Does anyone else recall the days of middle school, junior high, or high school when a week was set aside to showcase school spirit through a series of random (and rather absurd) themes? There was pajama day- the day that boys were thrilled that they were not only allowed but encouraged to literally roll out of bed and into school, and girls got up even earlier than usual in an attempt to somehow still look put-together wearing their cutest pair of drawstrings. Nerd day, wacky hair day, and superhero day all followed suite, each it’s own spectacular display of the students’ personalities. And finally it all culminated with spirit day, wherein students purchased school attire en masse boosting the revenue for sports equipment and school pride all in one fell swoop. The overarching idea of course was to bring the student body together at the beginning of a new school year and renew each one’s enthusiasm for another year of hard work and learning after the ever-to-short summer break. 

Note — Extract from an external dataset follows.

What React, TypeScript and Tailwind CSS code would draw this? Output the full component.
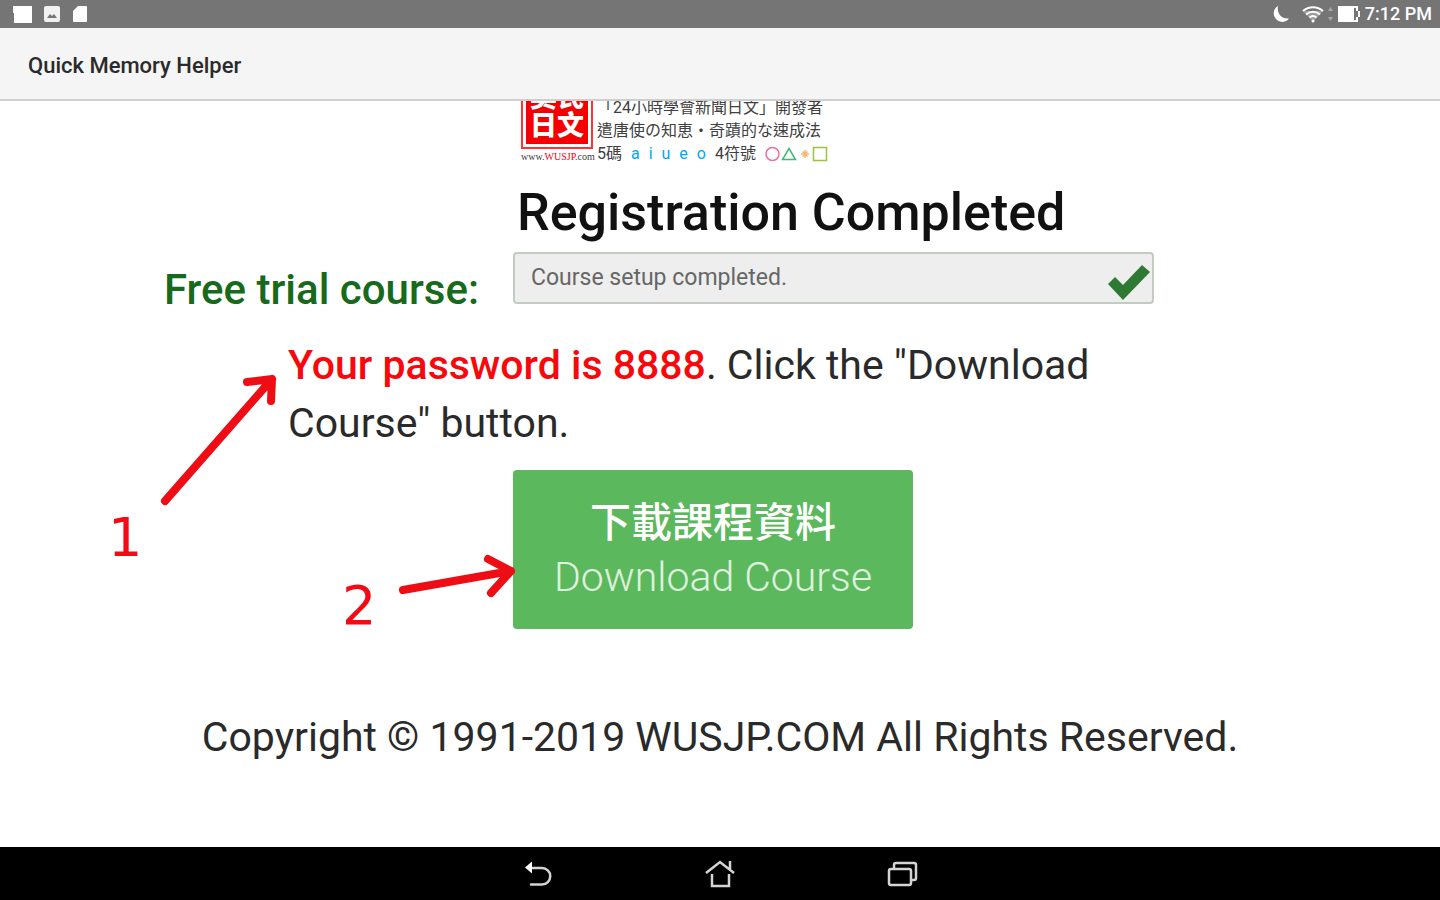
const VOWELS = ["a", "i", "u", "e", "o"];

function StatusBar() {
  return (
    <div className="flex h-7 items-center justify-between bg-[#757575] pl-3 pr-2 text-white">
      <div className="flex items-center gap-3">
        <svg width="20" height="18" viewBox="0 0 20 18" fill="currentColor">
          <path d="M1 1h19v17H2V8H1z" />
        </svg>
        <svg width="16" height="16" viewBox="0 0 16 16">
          <rect width="16" height="16" rx="2" fill="currentColor" opacity="0.9" />
          <path d="M3 12l3-4 2 2 2-2 3 4z" fill="#757575" />
        </svg>
        <svg width="16" height="16" viewBox="0 0 16 16" fill="currentColor">
          <path d="M6 0h8a1 1 0 0 1 1 1v14a1 1 0 0 1-1 1H2a1 1 0 0 1-1-1V5z" />
        </svg>
      </div>
      <div className="flex items-center">
        <svg className="mr-3" width="18" height="18" viewBox="0 0 18 18" fill="currentColor">
          <path d="M6 1a8.500 8.500 0 1 0 11 12.500C10 14.500 4.500 9 6 1z" />
        </svg>
        <svg width="22" height="18" viewBox="0 0 22 18" fill="none" stroke="currentColor" strokeWidth="2">
          <path d="M1 6a15 15 0 0 1 20 0M4 9.500a10.500 10.500 0 0 1 14 0M7.500 12.500a5.500 5.500 0 0 1 7 0" />
          <circle cx="11" cy="16" r="1.500" fill="currentColor" stroke="none" />
          <path d="M1 6l10 11L21 6z" fill="currentColor" stroke="none" opacity="0.3" />
        </svg>
        <svg className="mx-1" width="5" height="16" viewBox="0 0 5 16" fill="#a8a8a8">
          <path d="M2.500 1L5 5H0zM2.500 15L5 11H0z" />
        </svg>
        <svg className="mr-1" width="24" height="18" viewBox="0 0 24 18">
          <path d="M1 1h20v5h2v6h-2v5H1z" fill="currentColor" />
          <path d="M17 3h2v3h2v6h-2v3h-2z" fill="#757575" />
        </svg>
        <span className="text-lg font-medium leading-7">7:12 PM</span>
      </div>
    </div>
  );
}

function Banner() {
  return (
    <div className="flex h-16 items-end gap-1 overflow-hidden pl-2">
      <div className="w-[72px] shrink-0">
        <div className="border-2 border-[#f33] p-[3px]">
          <div className="grid grid-cols-2 justify-items-center bg-[#f40000] px-1 pb-1 text-[27px] font-black leading-7 text-white">
            <span>吳</span>
            <span>氏</span>
            <span>日</span>
            <span>文</span>
          </div>
        </div>
        <p className="text-center font-['Liberation_Serif',serif] text-[10px] leading-[16px] text-neutral-700">
          www.<span className="text-red-600">WUSJP</span>.com
        </p>
      </div>
      <div className="w-[232px] shrink-0 whitespace-nowrap text-base leading-[23px] text-neutral-700">
        <p>「24小時學會新聞日文」開發者</p>
        <p>遣唐使の知恵・奇蹟的な速成法</p>
        <div className="flex items-center justify-between">
          <span>5碼</span>
          {VOWELS.map((v) => (
            <span key={v} className="text-sky-500">
              {v}
            </span>
          ))}
          <span>4符號</span>
          <svg width="64" height="16" viewBox="0 0 64 16" fill="none" strokeWidth="1.500">
            <circle cx="7.500" cy="8" r="6.500" stroke="#f06ea0" />
            <path d="M24 2.500l6.500 11h-13z" stroke="#3fb878" />
            <path d="M40 4v8M36 8h8M37.500 5.500l5 5M42.500 5.500l-5 5" stroke="#f5b878" />
            <rect x="48.500" y="1.500" width="13" height="13" stroke="#9cc43c" />
          </svg>
        </div>
      </div>
    </div>
  );
}

function Annotations() {
  return (
    <div className="pointer-events-none absolute inset-0 font-['DejaVu_Sans',sans-serif] text-[54px] leading-none text-[#f40a14]">
      <svg
        className="absolute left-0 top-0"
        width="420"
        height="540"
        viewBox="0 0 420 540"
        fill="none"
        stroke="#ee0d15"
        strokeWidth="8"
        strokeLinecap="round"
        strokeLinejoin="round"
      >
        <path d="M65 400L172 278M147 281L172 278L171 300" />
        <path d="M303 489L411 470M388 458L411 470L391 492" />
      </svg>
      <span className="absolute left-2 top-[410px]">1</span>
      <span className="absolute left-[242px] top-[478px]">2</span>
    </div>
  );
}

function NavBar() {
  return (
    <nav className="flex h-[53px] items-center justify-center gap-[150px] bg-black text-[#d4d4d4]">
      <button type="button" aria-label="Back">
        <svg width="32" height="32" viewBox="0 0 32 32" fill="none" stroke="currentColor" strokeWidth="2.500">
          <path d="M9 10h11a8 8 0 0 1 0 16.500H9" strokeLinecap="round" />
          <path d="M3 9.500l7-6v12z" fill="white" stroke="none" />
        </svg>
      </button>
      <button type="button" aria-label="Home">
        <svg width="32" height="32" viewBox="0 0 32 32" fill="none" stroke="currentColor" strokeWidth="2.500">
          <path d="M2 15L16 4l14 11M26 12V3M8 16v12h17V16" />
        </svg>
      </button>
      <button type="button" aria-label="Recent apps">
        <svg width="32" height="32" viewBox="0 0 32 32" fill="none" stroke="currentColor" strokeWidth="2.500">
          <rect x="3" y="11" width="22" height="16" rx="2" />
          <path d="M8 10V7a2 2 0 0 1 2-2h18a2 2 0 0 1 2 2v13a2 2 0 0 1-2 2h-2" />
        </svg>
      </button>
    </nav>
  );
}

export default function App() {
  return (
    <div className="flex min-h-screen flex-col bg-white font-[Roboto,'Noto_Sans_CJK_TC',sans-serif] text-[#2a2a2a]">
      <StatusBar />
      <header className="flex h-[73px] items-center border-b-2 border-[#cfcfcf] bg-[#f5f5f5] px-7 pt-1">
        <h1 className="text-[22px] font-medium">Quick Memory Helper</h1>
      </header>

      <main className="relative mx-auto w-full max-w-[1240px] flex-1 px-16">
        <div className="grid grid-cols-[349px_641px]">
          <div className="col-start-2">
            <Banner />
            <h2 className="mt-[13px] pl-1 text-[52px] font-medium leading-[70px] text-[#111]">
              Registration Completed
            </h2>
          </div>
          <label
            htmlFor="course"
            className="mt-3 text-[42px] font-medium leading-[60px] text-[#17691c]"
          >
            Free trial course:
          </label>
          <div className="relative mt-1">
            <input
              id="course"
              readOnly
              value="Course setup completed."
              className="h-[52px] w-full rounded border-2 border-[#c3cbc3] bg-[#eee] pb-[2px] pl-4 pr-14 text-[23px] text-[#666]"
            />
            <svg className="absolute right-1 top-3" width="42" height="36" viewBox="0 0 42 36" fill="#2f7a33">
              <path d="M0 20l7-7 8 8L34 1l8 7-27 28z" />
            </svg>
          </div>
        </div>

        <p className="ml-[124px] mt-4 max-w-[866px] text-[41px] leading-[58px]">
          <strong className="font-medium text-[#f8070c]">Your password is 8888</strong>. Click the "Download
          Course" button.
        </p>

        <button
          type="button"
          className="ml-[349px] mt-[18px] block h-[159px] w-[400px] rounded bg-[#5cb85c] text-[41px] font-light leading-[54px] text-white"
        >
          <span className="block font-medium">下載課程資料</span>
          <span className="text-white/80">Download Course</span>
        </button>

        <footer className="mt-20 text-center text-[41px] leading-[56px]">
          Copyright © 1991-2019 WUSJP.COM All Rights Reserved.
        </footer>
        <Annotations />
      </main>

      <NavBar />
    </div>
  );
}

Well, here I sit in my twenties, married with a child, feeling like I am going through a bit of a “spirit week” myself. 

No, of course I’m not dressing up as a super hero or waving pom-poms (though some days I could certainly win the contest for pajama day and wacky hair day!) But I do feel a bit like I’m going through a stretch of time wherein my devotion to God is being renewed as I dive into a season of hard work after a long, self-indulgent “summer.”

Instead of daily themes, mine are closer to weekly (thanks to Bible Study Fellowship which has proven to be God’s main mouthpiece in my life for the past couple of months!). Between the lessons of motherhood, conversations, bible study, and life circumstance, the Holy Spirit is making these themes clear. Themes include: “submission”, “immediate obedience”, “resisting temptation”, “trusting vs. grumbling”, “daily commitment”, and “earthly vs. heavenly treasures.” The overarching idea is simple, but ever so complex and difficult: selflessness. 

Like the teenage girls on pajama day, during most themes I still find myself attempting to maintain my composure and learn the lessons without allowing them to impact my life. “Ya ya ya, I am called to submit to my husband.” But really, do I? What about when it comes to parenting, something I never knew I would feel so passionate about. Or “I know, I know, I am suppose to resist the temptation to sin.” But what about the ‘small’ sins, like complaining or self-indulgence? 

My “spirit week” is not as much fun as I recall the high school dress-up days, but I believe it is infinity more valuable and I am trying to remind myself that at the end comes “spirit day”… when my enthusiasm for this new season will be at its peak and I will wave my pom-poms like I just don’t care (about my own self-indulgent desires that is)!